#### [TASK TO CARRY OUT]
Can you copy out the data exactly? Leave the images out.

begin RECORDED INFORMATION

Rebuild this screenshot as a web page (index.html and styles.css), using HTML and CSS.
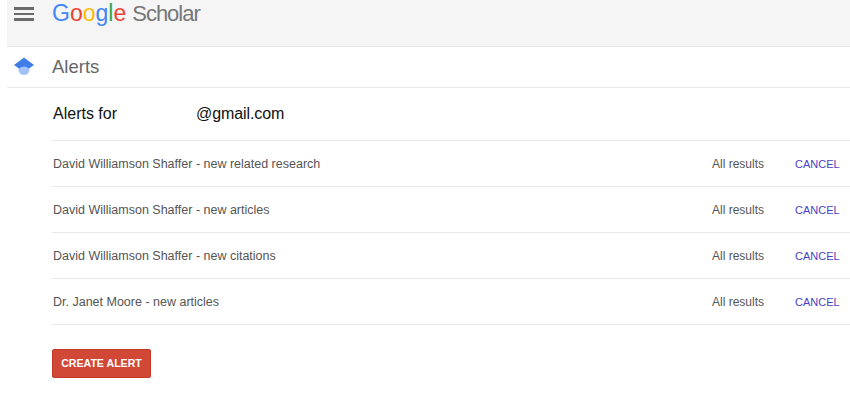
FILE: index.html
```html
<!DOCTYPE html>
<html lang="en">
<head>
  <meta charset="UTF-8">
  <title>Google Scholar Alerts</title>
  <link rel="stylesheet" href="styles.css">
</head>
<body>
  <div class="topbar">
    <div class="menu-icon"><span></span><span></span><span></span></div>
    <div class="logo"><span class="g-blue">G</span><span class="g-red">o</span><span class="g-yellow">o</span><span class="g-blue">g</span><span class="g-green">l</span><span class="g-red">e</span><span class="logo-scholar">Scholar</span></div>
  </div>
  <div class="titlebar">
    <svg class="cap" width="20" height="20" viewBox="0 0 20 20">
      <circle cx="10" cy="12.5" r="5.5" fill="#a1c2fa"/>
      <path d="M0 8 L10 0.5 L20 8 L15 11.5 Q10 7.5 5 11.5 Z" fill="#3f7de8"/>
    </svg>
    <h1>Alerts</h1>
  </div>
  <div class="content">
    <h2 class="alerts-for"><span>Alerts for</span><span class="email">@gmail.com</span></h2>
    <div class="row">
      <div class="name">David Williamson Shaffer - new related research</div>
      <div class="type">All results</div>
      <a class="cancel" href="#">CANCEL</a>
    </div>
    <div class="row">
      <div class="name">David Williamson Shaffer - new articles</div>
      <div class="type">All results</div>
      <a class="cancel" href="#">CANCEL</a>
    </div>
    <div class="row">
      <div class="name">David Williamson Shaffer - new citations</div>
      <div class="type">All results</div>
      <a class="cancel" href="#">CANCEL</a>
    </div>
    <div class="row">
      <div class="name">Dr. Janet Moore - new articles</div>
      <div class="type">All results</div>
      <a class="cancel" href="#">CANCEL</a>
    </div>
    <button class="create">CREATE ALERT</button>
  </div>
</body>
</html>
```

FILE: styles.css
```css
body { margin: 0; padding-left: 7px; background: #fff; font-family: "Liberation Sans", Arial, sans-serif; color: #444; overflow: hidden; }
.topbar { height: 46px; background: #f5f5f5; border-bottom: 1px solid #e5e5e5; display: flex; align-items: flex-start; }
.menu-icon { width: 20px; margin: 7px 0 0 7px; display: flex; flex-direction: column; gap: 3px; }
.menu-icon span { display: block; height: 2.5px; background: #6a6a6a; }
.logo { margin: 0 0 0 18px; font-size: 23px; line-height: 26px; }
.logo-scholar { color: #777; margin-left: 6px; font-size: 22px; letter-spacing: -1px; }
.g-blue { color: #4285f4; }
.g-red { color: #ea4335; }
.g-yellow { color: #fbbc05; }
.g-green { color: #34a853; }
.titlebar { height: 40px; border-bottom: 1px solid #e8e8e8; display: flex; align-items: center; }
.cap { margin-left: 7px; }
.titlebar h1 { margin: 0 0 0 18px; font-size: 18.5px; font-weight: normal; color: #666; }
.content { margin-left: 45px; }
.alerts-for { margin: 0; padding-left: 1px; height: 52px; display: flex; align-items: center; font-size: 16px; font-weight: normal; color: #111; border-bottom: 1px solid #e8e8e8; }
.email { margin-left: 79px; letter-spacing: -0.1px; }
.row { height: 45px; display: flex; align-items: center; border-bottom: 1px solid #e8e8e8; font-size: 12.5px; color: #555; }
.name { flex: 1; padding-left: 1px; }
.type { width: 83px; font-size: 12px; }
.cancel { width: 55px; color: #4b40c8; font-size: 11px; text-decoration: none; }
.create { display: block; margin-top: 24px; width: 99px; height: 29px; padding: 0 0 2px; background: #d14836; border: 1px solid #c53727; border-radius: 2px; color: #fff; font-family: "Liberation Sans", Arial, sans-serif; font-size: 10.6px; font-weight: bold; }
```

end RECORDED INFORMATION

#### [SOLUTION TO THE PROBLEM]
Rebuild this screenshot as a web page (index.html and styles.css), using HTML and CSS.
FILE: index.html
```html
<!DOCTYPE html>
<html lang="en">
<head>
  <meta charset="UTF-8">
  <title>Google Scholar Alerts</title>
  <link rel="stylesheet" href="styles.css">
</head>
<body>
  <div class="topbar">
    <div class="menu-icon"><span></span><span></span><span></span></div>
    <div class="logo"><span class="g-blue">G</span><span class="g-red">o</span><span class="g-yellow">o</span><span class="g-blue">g</span><span class="g-green">l</span><span class="g-red">e</span><span class="logo-scholar">Scholar</span></div>
  </div>
  <div class="titlebar">
    <svg class="cap" width="20" height="20" viewBox="0 0 20 20">
      <circle cx="10" cy="12.5" r="5.5" fill="#a1c2fa"/>
      <path d="M0 8 L10 0.5 L20 8 L15 11.5 Q10 7.5 5 11.5 Z" fill="#3f7de8"/>
    </svg>
    <h1>Alerts</h1>
  </div>
  <div class="content">
    <h2 class="alerts-for"><span>Alerts for</span><span class="email">@gmail.com</span></h2>
    <div class="row">
      <div class="name">David Williamson Shaffer - new related research</div>
      <div class="type">All results</div>
      <a class="cancel" href="#">CANCEL</a>
    </div>
    <div class="row">
      <div class="name">David Williamson Shaffer - new articles</div>
      <div class="type">All results</div>
      <a class="cancel" href="#">CANCEL</a>
    </div>
    <div class="row">
      <div class="name">David Williamson Shaffer - new citations</div>
      <div class="type">All results</div>
      <a class="cancel" href="#">CANCEL</a>
    </div>
    <div class="row">
      <div class="name">Dr. Janet Moore - new articles</div>
      <div class="type">All results</div>
      <a class="cancel" href="#">CANCEL</a>
    </div>
    <button class="create">CREATE ALERT</button>
  </div>
</body>
</html>
```

FILE: styles.css
```css
body { margin: 0; padding-left: 7px; background: #fff; font-family: "Liberation Sans", Arial, sans-serif; color: #444; overflow: hidden; }
.topbar { height: 46px; background: #f5f5f5; border-bottom: 1px solid #e5e5e5; display: flex; align-items: flex-start; }
.menu-icon { width: 20px; margin: 7px 0 0 7px; display: flex; flex-direction: column; gap: 3px; }
.menu-icon span { display: block; height: 2.5px; background: #6a6a6a; }
.logo { margin: 0 0 0 18px; font-size: 23px; line-height: 26px; }
.logo-scholar { color: #777; margin-left: 6px; font-size: 22px; letter-spacing: -1px; }
.g-blue { color: #4285f4; }
.g-red { color: #ea4335; }
.g-yellow { color: #fbbc05; }
.g-green { color: #34a853; }
.titlebar { height: 40px; border-bottom: 1px solid #e8e8e8; display: flex; align-items: center; }
.cap { margin-left: 7px; }
.titlebar h1 { margin: 0 0 0 18px; font-size: 18.5px; font-weight: normal; color: #666; }
.content { margin-left: 45px; }
.alerts-for { margin: 0; padding-left: 1px; height: 52px; display: flex; align-items: center; font-size: 16px; font-weight: normal; color: #111; border-bottom: 1px solid #e8e8e8; }
.email { margin-left: 79px; letter-spacing: -0.1px; }
.row { height: 45px; display: flex; align-items: center; border-bottom: 1px solid #e8e8e8; font-size: 12.5px; color: #555; }
.name { flex: 1; padding-left: 1px; }
.type { width: 83px; font-size: 12px; }
.cancel { width: 55px; color: #4b40c8; font-size: 11px; text-decoration: none; }
.create { display: block; margin-top: 24px; width: 99px; height: 29px; padding: 0 0 2px; background: #d14836; border: 1px solid #c53727; border-radius: 2px; color: #fff; font-family: "Liberation Sans", Arial, sans-serif; font-size: 10.6px; font-weight: bold; }
```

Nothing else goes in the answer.